Así, el juego de trampas comienza a desplegarse. El espectador creerá al principio en los ribetes quiméricos del film y pensará, tal como Pender cuando en el presente encuentre una lavandería en el lugar del bar en el que conversó con Hemingway, que todo es producto de un sueño, de la imaginación, de una borrachera, o a causa de la hipnosis que produce la fantástica ciudad. Sin embargo (nuevas trompes à l’oeil), realidad y fantasía, en vez de desambiguarse, se imbrican aún más: en la decisión de Adriana (la bellísima Marion Cotillard) de desaparecer de su tiempo y mudarse a la Belle Époque (otro tiempo idealizado); en el amor que le confiesa a Pender en un libro que él adquiere en el presente; o en el detective contratado por los padres de Inez (prometida de Gil) que queda atrapado en el Versailles del Estado Absolutista. 

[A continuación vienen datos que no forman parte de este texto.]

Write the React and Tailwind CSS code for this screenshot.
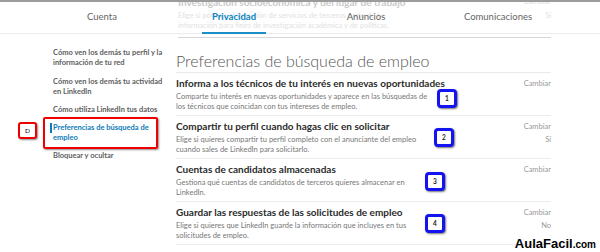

En medio de las mediocridades producidas por Hollywood  –en una escena la madre de Inez comenta que vio un tonto film americano del que ni siquiera recuerda los nombres de las estrellas protagónicas–, Allen demuestra, para rebatir la tesis de su film, que es posible filmar (o que él puede rodar) hoy día, una comedia (romántica) interesante sin huir –por qué habría de hacerlo– de los finales convencionales típicos del género. La torre Eiffel y la lluvia reencantan el cliché del encuentro de la nueva y feliz pareja al tiempo que funcionan como claros signos de autoimplicación que hacen que el espectador comprenda lo siguiente: que ha visto una gran comedia romántica.